Almost all of those chosen hold or have held executive positions in continental ecclesiastical institutions.

But this is exactly what happens in the Society of Jesus. Bergoglio was one of its provincial superiors and assimilated its style. In the leadership of the Society the assistants who surround the superior general, appointed by him, represent their respective geographical areas. The decisions are not made collegially. Only the superior general decides, with direct and immediate powers. [Isn't this the rule for any Chief Executive worth his salt? 'The buck stops here', as Harry Truman famously said![ The assistants do not need to agree with one another and with him; they advise the superior general one by one, in the greatest freedom.

One effect of this system upon the reform of the Roman curia announced by Pope Francis is that no commission of experts has been installed with the task of elaborating a unified and complete project.[I thought that was what the McKibsey guru has done!]
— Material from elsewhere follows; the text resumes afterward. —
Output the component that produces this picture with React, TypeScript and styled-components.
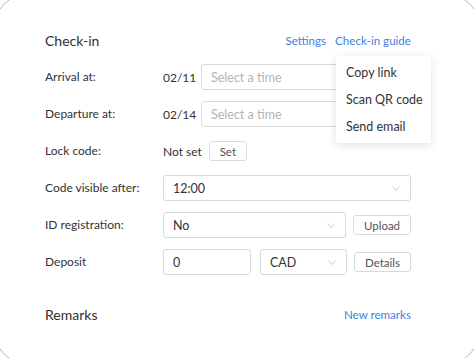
import React from 'react';
import styled, { createGlobalStyle } from 'styled-components';

const GlobalStyle = createGlobalStyle`
  html, body {
    margin: 0;
    padding: 0;
    background: #ffffff;
    overflow: hidden;
  }
  body {
    font-family: Lato, "Open Sans", sans-serif;
    color: #333333;
  }
`;

const Frame = styled.div`
  margin: -8px;
  width: 490px;
  height: 374px;
  box-sizing: border-box;
  border: 1px solid #93cb9d;
  border-radius: 40px;
  padding: 39px 0 0 52px;
`;

const Panel = styled.div`
  width: 366px;
  display: flex;
  flex-direction: column;
`;

const SectionHeader = styled.div<{ $top?: number }>`
  display: flex;
  align-items: center;
  justify-content: space-between;
  height: 16px;
  margin-top: ${({ $top }) => $top ?? 0}px;
`;

const Title = styled.h2`
  margin: 0;
  font-size: 14px;
  font-weight: 400;
  color: #2f2f2f;
`;

const Links = styled.div`
  position: relative;
  display: flex;
  gap: 9px;
`;

const LinkText = styled.a`
  font-size: 11.6px;
  color: #3d7fe0;
  text-decoration: none;
  cursor: pointer;
`;

const Menu = styled.ul`
  position: absolute;
  top: 22px;
  right: -20px;
  width: 95px;
  margin: 0;
  padding: 3px 0;
  list-style: none;
  background: #fff;
  box-shadow: 0 2px 10px rgba(0, 0, 0, 0.12);
  border-radius: 2px;
  z-index: 5;
`;

const MenuItem = styled.li`
  padding: 0 10px;
  height: 27px;
  line-height: 27px;
  font-size: 12.5px;
  color: #333;
  white-space: nowrap;
`;

const Form = styled.div`
  display: grid;
  grid-template-columns: 118px 1fr;
  grid-auto-rows: 26px;
  row-gap: 11px;
  align-items: center;
  margin-top: 16px;
`;

const Label = styled.div`
  font-size: 12px;
  color: #333;
  white-space: nowrap;
  margin-top: -2px;
`;

const Controls = styled.div`
  display: flex;
  align-items: center;
  gap: 7px;
  height: 26px;
`;

const DateText = styled.span`
  font-size: 12px;
  color: #333;
  width: 31px;
`;

const Plain = styled.span`
  font-size: 12px;
  color: #333;
`;

const Field = styled.div<{ $width?: number; $muted?: boolean; $gapBefore?: number }>`
  box-sizing: border-box;
  height: 26px;
  ${({ $width }) => ($width ? `width: ${$width}px;` : 'flex: 1;')}
  margin-left: ${({ $gapBefore }) => $gapBefore ?? 0}px;
  border: 1px solid #d9d9d9;
  border-radius: 3px;
  display: flex;
  align-items: center;
  justify-content: space-between;
  padding: 0 10px 0 9px;
  font-size: 12.5px;
  color: ${({ $muted }) => ($muted ? '#b4b4b4' : '#333')};
  background: #fff;
`;

const Chevron = styled.svg`
  width: 8px;
  height: 5px;
  flex: none;
`;

const SmallButton = styled.button<{ $width: number }>`
  box-sizing: border-box;
  width: ${({ $width }) => $width}px;
  height: 20px;
  padding: 0;
  border: 1px solid #d9d9d9;
  border-radius: 3px;
  background: #fff;
  font-family: inherit;
  font-size: 11.5px;
  color: #555;
`;

const Caret = () => (
  <Chevron viewBox="0 0 8 5">
    <path d="M0.5 0.5 L4 4.5 L7.5 0.5" fill="none" stroke="#c8c8c8" strokeWidth="0.9" />
  </Chevron>
);

export default function App() {
  return (
    <>
      <GlobalStyle />
      <Frame>
        <Panel>
          <SectionHeader>
            <Title>Check-in</Title>
            <Links>
              <LinkText>Settings</LinkText>
              <LinkText>Check-in guide</LinkText>
              <Menu>
                <MenuItem>Copy link</MenuItem>
                <MenuItem>Scan QR code</MenuItem>
                <MenuItem>Send email</MenuItem>
              </Menu>
            </Links>
          </SectionHeader>

          <Form>
            <Label>Arrival at:</Label>
            <Controls>
              <DateText>02/11</DateText>
              <Field $muted>Select a time</Field>
            </Controls>

            <Label>Departure at:</Label>
            <Controls>
              <DateText>02/14</DateText>
              <Field $muted>Select a time</Field>
            </Controls>

            <Label>Lock code:</Label>
            <Controls>
              <Plain>Not set</Plain>
              <SmallButton $width={38}>Set</SmallButton>
            </Controls>

            <Label>Code visible after:</Label>
            <Controls>
              <Field>
                12:00
                <Caret />
              </Field>
            </Controls>

            <Label>ID registration:</Label>
            <Controls>
              <Field>
                No
                <Caret />
              </Field>
              <SmallButton $width={58}>Upload</SmallButton>
            </Controls>

            <Label>Deposit</Label>
            <Controls>
              <Field $width={88}>0</Field>
              <Field $width={87} $gapBefore={2}>
                CAD
                <Caret />
              </Field>
              <SmallButton $width={57}>Details</SmallButton>
            </Controls>
          </Form>

          <SectionHeader $top={31}>
            <Title>Remarks</Title>
            <LinkText>New remarks</LinkText>
          </SectionHeader>
        </Panel>
      </Frame>
    </>
  );
}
The eight cardinals are asking separately for the contribution of persons they trust, of the most disparate profiles. In addition to the McKinsey man recruited by Cardinal Marx, at least a dozen of them have been consulted, from various countries.

Others have come forward of their own initiative, as for example Cardinal Francesco Coccoalmerio, president of the pontifical council for legislative texts, the designer of a project of reform centered upon a “moderator curiae" who would take care of the functioning of the machine.

In early October the eight will be gathered around the pope. They will deliver to him a sheaf of proposals. He will be the one to decide. Alone. [Of course! Who else? The buck stops with him!]